■ RAW DATA ■
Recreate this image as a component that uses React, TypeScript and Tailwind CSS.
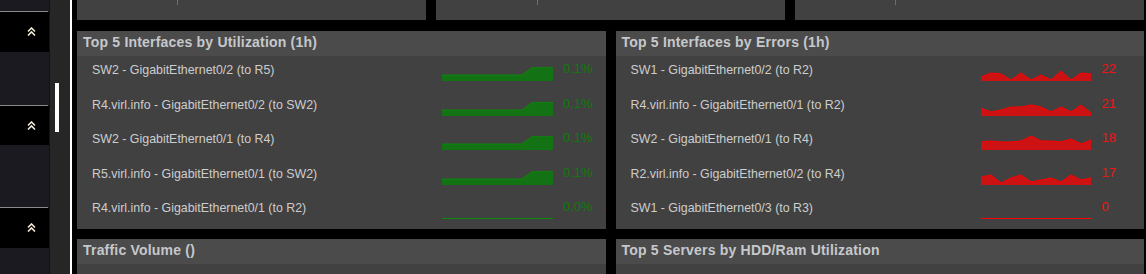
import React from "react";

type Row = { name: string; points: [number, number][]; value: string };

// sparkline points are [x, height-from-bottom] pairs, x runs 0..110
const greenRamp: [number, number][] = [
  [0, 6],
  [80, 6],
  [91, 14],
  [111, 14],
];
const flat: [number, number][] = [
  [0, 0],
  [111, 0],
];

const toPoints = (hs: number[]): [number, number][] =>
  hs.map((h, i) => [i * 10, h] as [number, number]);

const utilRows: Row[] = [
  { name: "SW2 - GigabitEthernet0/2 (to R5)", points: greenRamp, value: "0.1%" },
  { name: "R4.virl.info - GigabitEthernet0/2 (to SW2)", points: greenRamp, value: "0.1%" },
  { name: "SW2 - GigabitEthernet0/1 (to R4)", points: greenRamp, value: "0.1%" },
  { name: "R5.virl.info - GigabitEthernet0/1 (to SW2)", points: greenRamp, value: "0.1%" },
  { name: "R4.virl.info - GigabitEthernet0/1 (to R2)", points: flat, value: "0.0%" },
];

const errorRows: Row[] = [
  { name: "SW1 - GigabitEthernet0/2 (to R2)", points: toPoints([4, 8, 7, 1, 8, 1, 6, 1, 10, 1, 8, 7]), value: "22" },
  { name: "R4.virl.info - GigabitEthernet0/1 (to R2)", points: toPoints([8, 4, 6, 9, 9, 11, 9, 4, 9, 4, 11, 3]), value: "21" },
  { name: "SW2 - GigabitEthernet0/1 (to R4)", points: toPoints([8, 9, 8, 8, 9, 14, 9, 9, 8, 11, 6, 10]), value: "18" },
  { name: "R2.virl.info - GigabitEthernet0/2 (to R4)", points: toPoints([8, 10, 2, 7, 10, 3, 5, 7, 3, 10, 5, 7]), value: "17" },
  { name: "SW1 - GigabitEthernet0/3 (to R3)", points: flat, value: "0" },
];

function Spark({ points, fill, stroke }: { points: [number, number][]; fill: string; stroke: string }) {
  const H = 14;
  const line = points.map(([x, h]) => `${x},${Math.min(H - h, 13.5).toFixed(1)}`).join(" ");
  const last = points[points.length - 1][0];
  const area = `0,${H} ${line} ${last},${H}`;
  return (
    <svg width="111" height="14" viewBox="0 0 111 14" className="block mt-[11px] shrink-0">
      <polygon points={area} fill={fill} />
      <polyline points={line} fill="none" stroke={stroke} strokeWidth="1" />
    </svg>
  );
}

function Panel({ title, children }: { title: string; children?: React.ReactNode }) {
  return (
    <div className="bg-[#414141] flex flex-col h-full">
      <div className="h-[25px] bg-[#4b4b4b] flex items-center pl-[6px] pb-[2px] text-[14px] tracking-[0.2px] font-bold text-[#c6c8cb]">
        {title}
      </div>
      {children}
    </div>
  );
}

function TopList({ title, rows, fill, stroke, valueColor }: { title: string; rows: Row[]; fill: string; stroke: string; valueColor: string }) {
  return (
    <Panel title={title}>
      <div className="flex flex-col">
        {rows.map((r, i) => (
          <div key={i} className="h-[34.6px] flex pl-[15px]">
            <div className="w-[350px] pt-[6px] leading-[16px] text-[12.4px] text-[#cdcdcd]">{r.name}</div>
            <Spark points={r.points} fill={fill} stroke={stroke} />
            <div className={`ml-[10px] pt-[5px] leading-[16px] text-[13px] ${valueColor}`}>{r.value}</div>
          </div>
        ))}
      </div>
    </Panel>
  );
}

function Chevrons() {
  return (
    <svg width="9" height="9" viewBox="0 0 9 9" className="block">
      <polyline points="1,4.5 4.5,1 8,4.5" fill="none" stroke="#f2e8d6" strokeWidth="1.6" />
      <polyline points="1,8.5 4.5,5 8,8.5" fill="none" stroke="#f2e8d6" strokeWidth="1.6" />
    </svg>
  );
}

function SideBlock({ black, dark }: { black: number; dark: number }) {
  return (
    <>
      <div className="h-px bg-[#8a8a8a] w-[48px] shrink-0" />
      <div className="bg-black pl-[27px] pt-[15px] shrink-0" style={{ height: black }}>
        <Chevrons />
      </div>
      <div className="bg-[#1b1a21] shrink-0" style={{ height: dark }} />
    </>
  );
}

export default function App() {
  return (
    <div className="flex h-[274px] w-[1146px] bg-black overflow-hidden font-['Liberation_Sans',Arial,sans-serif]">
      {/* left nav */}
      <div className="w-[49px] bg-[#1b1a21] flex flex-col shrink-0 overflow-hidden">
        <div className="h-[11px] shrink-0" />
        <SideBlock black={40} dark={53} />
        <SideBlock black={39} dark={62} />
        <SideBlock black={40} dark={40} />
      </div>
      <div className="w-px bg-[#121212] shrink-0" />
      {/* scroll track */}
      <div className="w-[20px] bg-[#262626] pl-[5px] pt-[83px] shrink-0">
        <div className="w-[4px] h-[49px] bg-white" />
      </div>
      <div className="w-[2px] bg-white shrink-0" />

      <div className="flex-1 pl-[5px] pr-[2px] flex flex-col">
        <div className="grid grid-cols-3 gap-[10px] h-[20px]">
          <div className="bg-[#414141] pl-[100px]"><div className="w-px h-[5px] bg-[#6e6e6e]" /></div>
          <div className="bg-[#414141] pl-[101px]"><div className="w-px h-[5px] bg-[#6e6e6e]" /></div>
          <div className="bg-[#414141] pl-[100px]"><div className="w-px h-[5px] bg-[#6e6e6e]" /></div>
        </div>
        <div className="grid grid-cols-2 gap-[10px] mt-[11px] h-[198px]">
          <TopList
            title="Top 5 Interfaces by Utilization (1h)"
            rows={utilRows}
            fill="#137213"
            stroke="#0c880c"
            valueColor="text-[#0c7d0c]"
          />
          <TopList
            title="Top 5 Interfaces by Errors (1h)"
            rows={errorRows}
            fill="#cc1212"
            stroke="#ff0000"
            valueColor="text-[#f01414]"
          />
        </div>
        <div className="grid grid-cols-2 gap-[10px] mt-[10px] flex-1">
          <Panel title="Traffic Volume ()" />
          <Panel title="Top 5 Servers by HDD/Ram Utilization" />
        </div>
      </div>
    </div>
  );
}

■ WHAT IS BEING ASKED ■
Without the pictures, return the listing above from its first line through the line that has "hs.map((h, i) =>".

■ RESPONSE ■
Recreate this image as a component that uses React, TypeScript and Tailwind CSS.
import React from "react";

type Row = { name: string; points: [number, number][]; value: string };

// sparkline points are [x, height-from-bottom] pairs, x runs 0..110
const greenRamp: [number, number][] = [
  [0, 6],
  [80, 6],
  [91, 14],
  [111, 14],
];
const flat: [number, number][] = [
  [0, 0],
  [111, 0],
];

const toPoints = (hs: number[]): [number, number][] =>
  hs.map((h, i) => [i * 10, h] as [number, number]);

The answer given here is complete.